Todos nós recorremos a mecanismos de compensação para lidar com dificuldades. Alguns destes mecanismos são mais saudáveis do que outros, mas a necessidade deles é quase inexorável. 
A sequência natural da identidade humana é que estes mecanismos de compensação sejam únicos, ainda que frequentemente categorizáveis. Em “Je suis à vous tout de suite”, Baya Kasmi explora estes mecanismos na busca da identidade, numa comédia dramática provocadora. 
Há duas dimensões particularmente fascinantes no filme de Baya. A primeira está relacionada com o isolamento dos fatores sociais no desenvolvimento da personalidade. Ela mostra como, não obstante a importância do meio em que cada indivíduo se insere, as características individuais são determinantes para a constituição da sua personalidade. E mostra isto ao sujeitar dois irmãos, que vivem na mesma família, ao mesmo choque. A segunda alicerça-se na procura destes mecanismos de compensação, que acabam por ser relativamente perniciosos, num contexto de imensa tolerância. Mesmo numa família imensamente tolerante em que nada era repudiado, houve também a necessidade de procurar mecanismos de compensação extremos. 
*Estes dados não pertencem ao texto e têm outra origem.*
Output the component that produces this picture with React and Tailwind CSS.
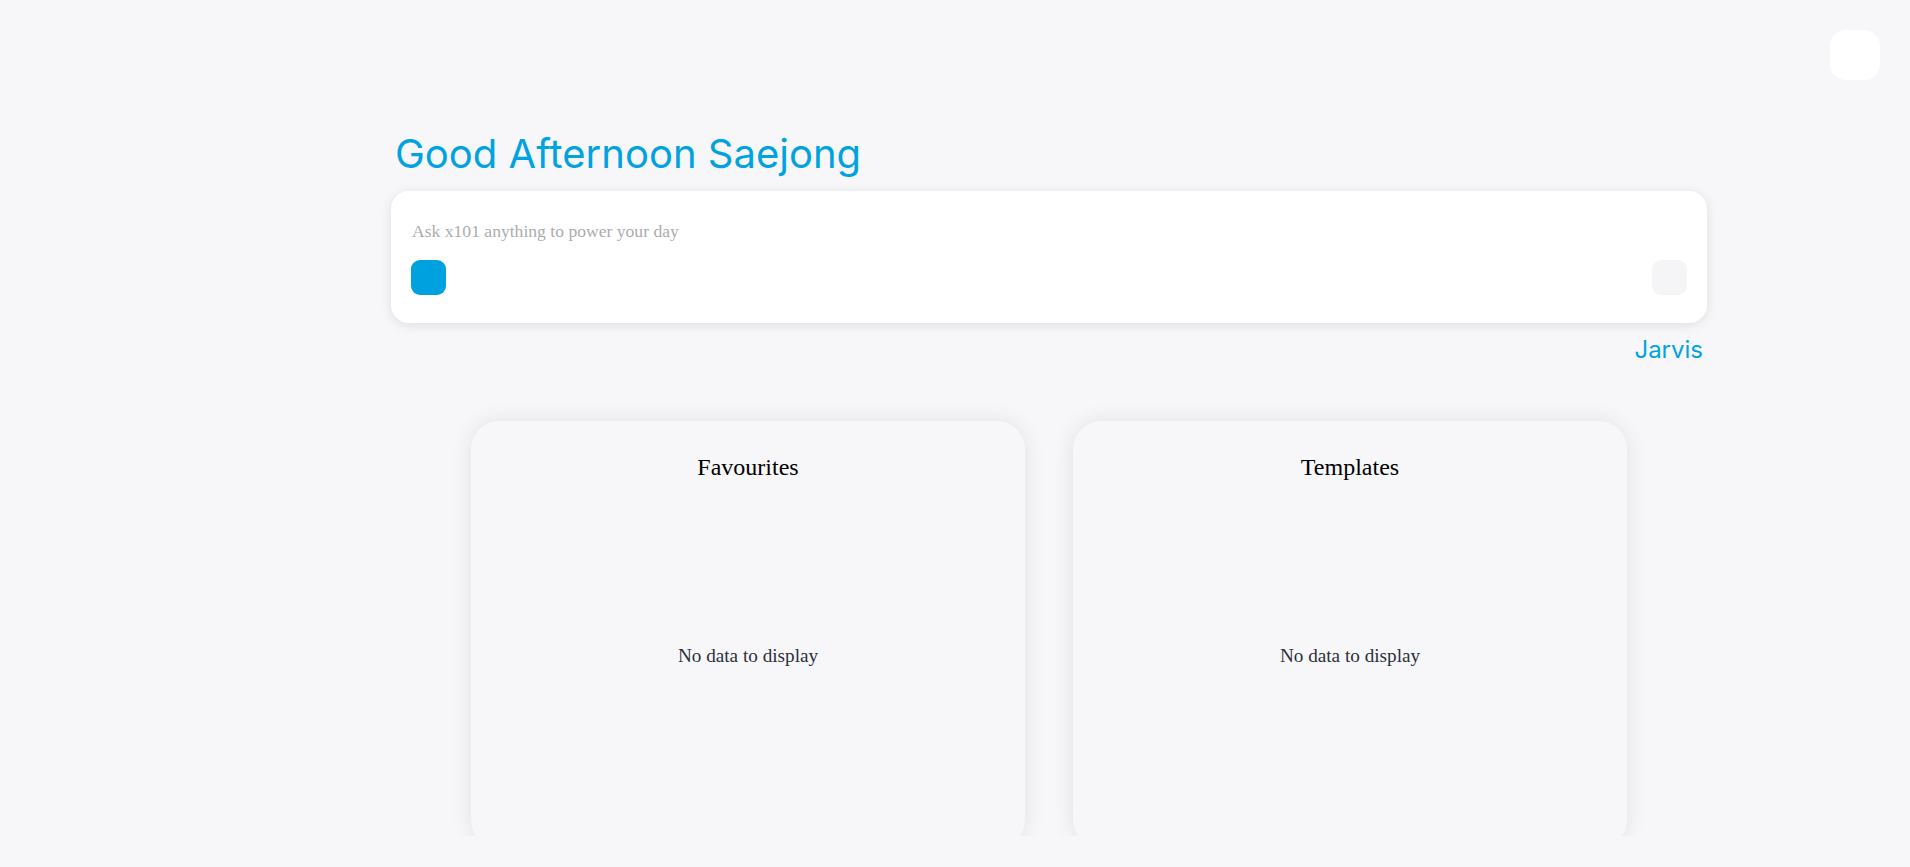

O filme de Baya é terrivelmente complexo e parece querer conter mais do que poderia caber num filme comum. Mas dificilmente poderia ser mais verosímil. Também a vida não é organizada em pequenos compartimentos para podermos gerir cada bocadinho com tempo e em isolamento. A vida é multidimensional a cada segundo. Enquanto alguém sofre, outro ri. Enquanto alguém rejubila, outro definha.
Tenho, porém, que confessar que senti algum desconforto durante o filme. Há um pudor que não consigo afastar quando se mistura comédia num contexto de extrema dor. Mas haverá algo mais realista?
Enquanto alguém sofre, outro ri. Enquanto alguém sofre, pode também rir, exatamente como mecanismo de compensação. E eu não tenho o direito de o criticar.
Sim, vejam o filme. E fiquem a pensar sobre ele durante vários dias. Há muito em que pensar.